Always something else to learn about open space

21 September 2010 2 By Viv McWaters

Yesterday I watched my friend and colleague, Johnnie Moore, open space. It’s always a joy to watch other facilitators at work (especially those that are as masterful as Johnnie) – something that doesn’t happen that much for those of us working alone.

Here’s some of what I picked up – much of which I’ll be trying next time I open space.

Johnnie did a great job of connecting with the audience, nearly all of whom were experiencing open space for the first time, by telling a story of the experience of the process and blending the principles into that narrative. He did this without explicitely naming the principles, and I thought it sounded much less stilted than my more pedestrian approach.

He further built the story of open space by talking about different ways of creating an agenda for a meeting and pointing out that the agenda for this meeting was blank. He brought the materials into the centre of the circle as he explained the process. Until I saw this it never occurred to me that it could be done this way. Now it’s so obvious. Just proves my point about the need to be vigilent about disrupting patterns of thinking and behaving – others’ and our own!
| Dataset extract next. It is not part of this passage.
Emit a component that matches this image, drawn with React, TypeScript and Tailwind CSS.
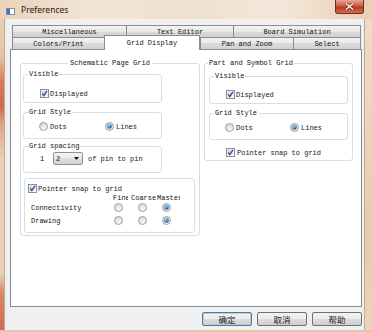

One of the difficulties of posting open space topics is that many people are prone to link their topic with someone else’s because they appear to be similar. Sometimes even 4 or 5 topics are clumped together because of a common key word. I’m always wary of this. I took part in an open space session where two topics were joined together and the whole conversation revolved around the two leaders arguing over what they really meant. It would have been far better to have had two separate sessions. So I really liked Johnnie’s advice to the participants to NOT colonise other people’s topics and to honour the individual offerings made.

And I particularly liked the way he named and described how to have a ‘bad’ experience of open space: wait for someone else to take the lead, don’t propose a session on a topic you’re really interested in, stay in boring conversations, and grumble at the end that nothing worthwhile happened. Just brilliant.